Transcribe each line of the material as it is, and drop any picture.

┄┄┄┄┄┄┄┄┄┄

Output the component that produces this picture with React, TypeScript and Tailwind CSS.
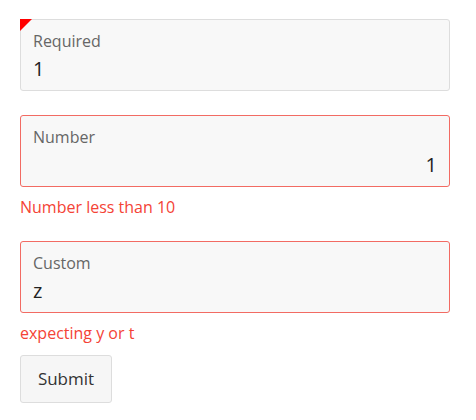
import React from 'react';

interface FieldProps {
    label: string;
    value: string;
    error?: string;
    align?: 'left' | 'right';
    required?: boolean;
}

function Field({ label, value, error, align = 'left', required }: FieldProps) {
    return (
        <div className="flex flex-col">
            <div
                className={`relative h-[72px] rounded-[3px] border bg-[#f8f8f8] px-3 pt-[9px] ${
                    error ? 'border-[#f26b63]' : 'border-[#dddddd]'
                }`}
            >
                {required && (
                    <div className="absolute -left-px -top-px h-0 w-0 border-r-[12px] border-t-[12px] border-r-transparent border-t-[#ff0000]" />
                )}
                <div className="text-[16px] leading-6 text-[#666666]">{label}</div>
                <div className={`text-[20px] leading-8 text-[#222222] ${align === 'right' ? 'text-right' : 'text-left'}`}>
                    {value}
                </div>
            </div>
            {error && <div className="mt-2 text-[16px] leading-6 text-[#f44336]">{error}</div>}
        </div>
    );
}

export default function App() {
    return (
        <div className="flex flex-col bg-white px-5 pt-[19px] font-['Open_Sans','Liberation_Sans',sans-serif]" style={{ width: 470 }}>
            <Field label="Required" value="1" required />
            <div className="mt-6">
                <Field label="Number" value="1" align="right" error="Number less than 10" />
            </div>
            <div className="mt-[22px]">
                <Field label="Custom" value="z" error="expecting y or t" />
            </div>
            <div className="mt-[10px]">
                <button className="h-12 w-[92px] rounded-[3px] border border-[#dddddd] bg-[#f6f6f6] text-[17px] text-[#333333]">
                    Submit
                </button>
            </div>
        </div>
    );
}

┄┄┄┄┄┄┄┄┄┄

▸ Task response
Output the component that produces this picture with React, TypeScript and Tailwind CSS.
import React from 'react';

interface FieldProps {
    label: string;
    value: string;
    error?: string;
    align?: 'left' | 'right';
    required?: boolean;
}

function Field({ label, value, error, align = 'left', required }: FieldProps) {
    return (
        <div className="flex flex-col">
            <div
                className={`relative h-[72px] rounded-[3px] border bg-[#f8f8f8] px-3 pt-[9px] ${
                    error ? 'border-[#f26b63]' : 'border-[#dddddd]'
                }`}
            >
                {required && (
                    <div className="absolute -left-px -top-px h-0 w-0 border-r-[12px] border-t-[12px] border-r-transparent border-t-[#ff0000]" />
                )}
                <div className="text-[16px] leading-6 text-[#666666]">{label}</div>
                <div className={`text-[20px] leading-8 text-[#222222] ${align === 'right' ? 'text-right' : 'text-left'}`}>
                    {value}
                </div>
            </div>
            {error && <div className="mt-2 text-[16px] leading-6 text-[#f44336]">{error}</div>}
        </div>
    );
}

export default function App() {
    return (
        <div className="flex flex-col bg-white px-5 pt-[19px] font-['Open_Sans','Liberation_Sans',sans-serif]" style={{ width: 470 }}>
            <Field label="Required" value="1" required />
            <div className="mt-6">
                <Field label="Number" value="1" align="right" error="Number less than 10" />
            </div>
            <div className="mt-[22px]">
                <Field label="Custom" value="z" error="expecting y or t" />
            </div>
            <div className="mt-[10px]">
                <button className="h-12 w-[92px] rounded-[3px] border border-[#dddddd] bg-[#f6f6f6] text-[17px] text-[#333333]">
                    Submit
                </button>
            </div>
        </div>
    );
}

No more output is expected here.